Belki buna benzer uygulamaları Türkiye’de ileride görebiliriz.(Kağıt tesisi bu tür uygulama için pek iyi bir örnek olmayabilir).
• Tesis Ege bölgesinden maksimum miktarda atık karton/kağıt toplamaya çalışacaktır. Atık kartonların ancak belirli miktarda taşınması ekonomik olabilir, yüzlerce kilometre öteden atık kartonun taşınması ekonomik olmayacaktır. Atık karton toplama konusu özel tesislere bırakılmamalıdır ve kamu bu işe milli bir tasarruf projesi olarak bakarak özel programlar devreye almalıdır. Bu tür atıkların hızlı taşınmasına gerek yoktur, belirli bölgelerde depolanması ve deniz yolu veya demiryolu ile taşınması daha ekonomik olacaktır. Türkiye’de nüfus ve tüketim kıyılarda olduğu için kıyı bölgelerindeki oluşan geri dönüşüm malzemelerinin kıyı gemiciliği ile (koster) belirli kıyıdaki tesislerde veya limanlara aktarılması ve demiryolu ile son tesise nakli toplam tasarruf miktarını artırıcı bir uygulama olabilir.

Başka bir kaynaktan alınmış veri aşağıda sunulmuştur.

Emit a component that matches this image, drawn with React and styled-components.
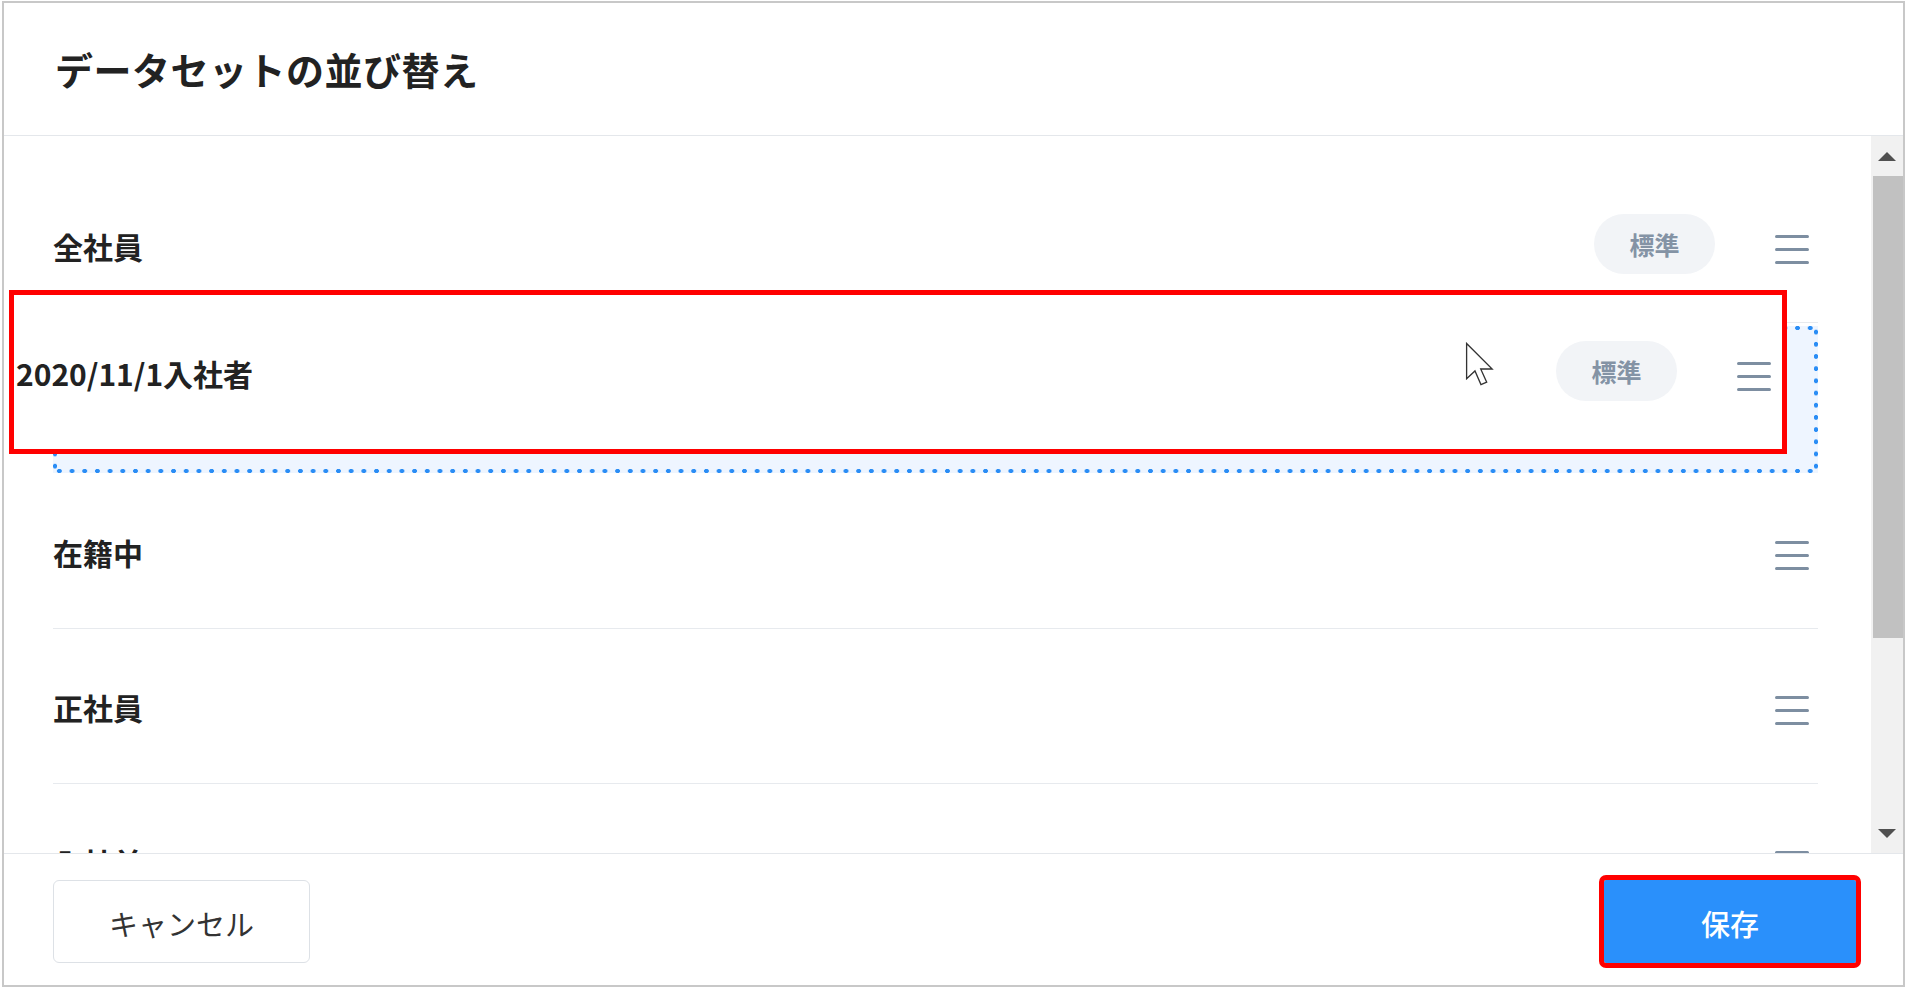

• Acaba Menderes deltasında tesisin işleyebileceği plantasyonların oluşturulması fizibl midir?
• Acaba bu tesisin faydalanabileceği, İzmir Limanı’ndan daha yakın bir konteyner limanı Ege bölgesine kazandırılabilir mi?
• Bu tür büyük tesislerin Borsa İstanbul’da halka arz olmasında fayda olabilir. Misal, bu tesise demiryolu getirerek veya başka kamusal kaynaklar tahsis edilerek tesisin karlılığını artırmak mümkün ve dolaylı olarak bu kar artışından kamunun menfaati olabilir ancak bu ilave kazanç direk olarak kamunun değil özel sektörün kazancı olacaktır oysa kamu kaynaklarının aktarılması ile bu ilave kazanç sağlanmış olacaktır. Bu tür durumlarda, sağlıklı bir çözüm yolu, sağlanan kaynak kadar şirket hissesinin kamuya transferi olabilir. Ayrıca, başta emeklilik fonları olmak üzere ülkenin sanayi tesisi vb. değerlerinin kazançlarının daha geniş kesimlere dağıtılması için İstanbul borsası etkin şekilde kullanılabilir.
• Tesisteki makinelerin 2000 TIR ile taşındığı belirtilmiş. Almanya dan 2000 TIR’lık yük, sevkiyat başına 2200 EUR’dan , 4,4 milyon EUR yapar. Doğrusu bu devirde Almanya’dan hala bu türlü tesis taşımalarının demiryolu ile yapılamıyor olmasının sebeplerini düşünmemiz lazım.
Söke’deki kağıt tesisi dış ticaret açığımızı yılda 500 milyon USD azaltacaktır ve dolaylı olarak binlerce kişiye iş imkanı sağlayacaktır. Son yıllarda Türkiye’nin kağıt üretimi kapasitesindeki artık mutluluk vericidir ve yıllarca ihmal edilen bu sektörümüze can suyu verilmiştir.
Bu örnek ile fabrika yer seçimi, demiryolu bağlantısı gibi konularda merkezi planlamanın önemine vurgu yapmaya çalıştık. Ayrıca, atık kağıtların ekonomiye kazandırılmasının Türkiye’nin dış ticaret açığını ve tasarruf miktarını kağıt fabrikaları üzerinden direk etkilediğini vurgulamak istedik.
Bu konularda politika yapıcıları göreve davet ediyoruz.